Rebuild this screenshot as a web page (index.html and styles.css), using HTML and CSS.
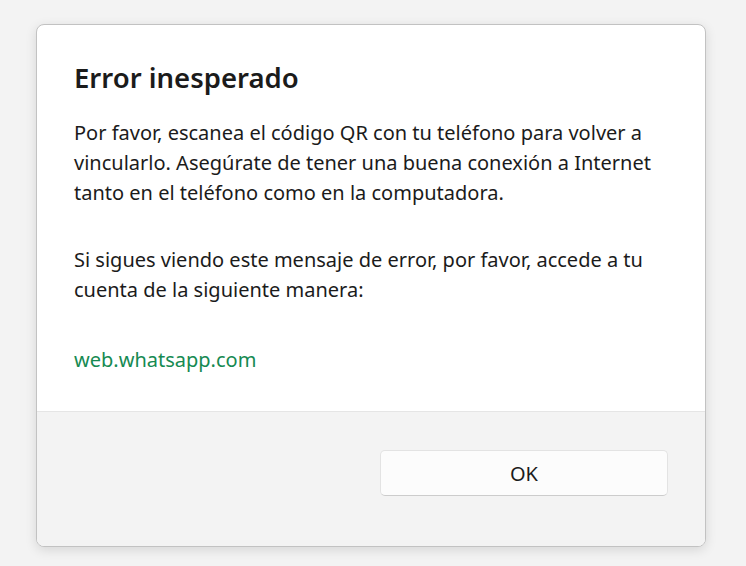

* * *

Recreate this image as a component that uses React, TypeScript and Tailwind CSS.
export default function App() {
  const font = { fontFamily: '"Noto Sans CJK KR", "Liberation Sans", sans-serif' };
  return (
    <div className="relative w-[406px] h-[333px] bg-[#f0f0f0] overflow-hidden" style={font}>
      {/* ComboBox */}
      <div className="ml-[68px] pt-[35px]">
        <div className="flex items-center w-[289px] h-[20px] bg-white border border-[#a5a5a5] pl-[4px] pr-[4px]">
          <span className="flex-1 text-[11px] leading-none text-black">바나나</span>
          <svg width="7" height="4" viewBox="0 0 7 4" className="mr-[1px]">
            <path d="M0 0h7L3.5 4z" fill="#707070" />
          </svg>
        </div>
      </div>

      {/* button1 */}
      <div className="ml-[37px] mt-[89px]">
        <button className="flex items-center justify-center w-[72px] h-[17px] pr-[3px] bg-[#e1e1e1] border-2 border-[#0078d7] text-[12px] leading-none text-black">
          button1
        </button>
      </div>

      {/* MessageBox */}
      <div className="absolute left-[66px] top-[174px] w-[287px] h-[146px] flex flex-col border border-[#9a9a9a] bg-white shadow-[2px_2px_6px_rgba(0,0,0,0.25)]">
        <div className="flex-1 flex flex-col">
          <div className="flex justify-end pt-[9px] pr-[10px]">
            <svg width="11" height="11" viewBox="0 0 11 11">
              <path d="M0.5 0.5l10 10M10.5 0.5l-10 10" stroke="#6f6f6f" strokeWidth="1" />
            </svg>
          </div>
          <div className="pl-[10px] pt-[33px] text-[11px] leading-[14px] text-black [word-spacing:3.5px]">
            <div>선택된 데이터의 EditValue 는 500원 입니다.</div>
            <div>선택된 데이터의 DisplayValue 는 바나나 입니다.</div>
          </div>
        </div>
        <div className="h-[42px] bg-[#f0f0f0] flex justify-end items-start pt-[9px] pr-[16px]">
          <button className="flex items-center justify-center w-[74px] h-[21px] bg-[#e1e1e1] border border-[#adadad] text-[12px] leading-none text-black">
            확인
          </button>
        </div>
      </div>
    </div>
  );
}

§ What is needed:
Count the lines of the listing above that include the word "this" and state the total with nothing else.

§ Completed task:
2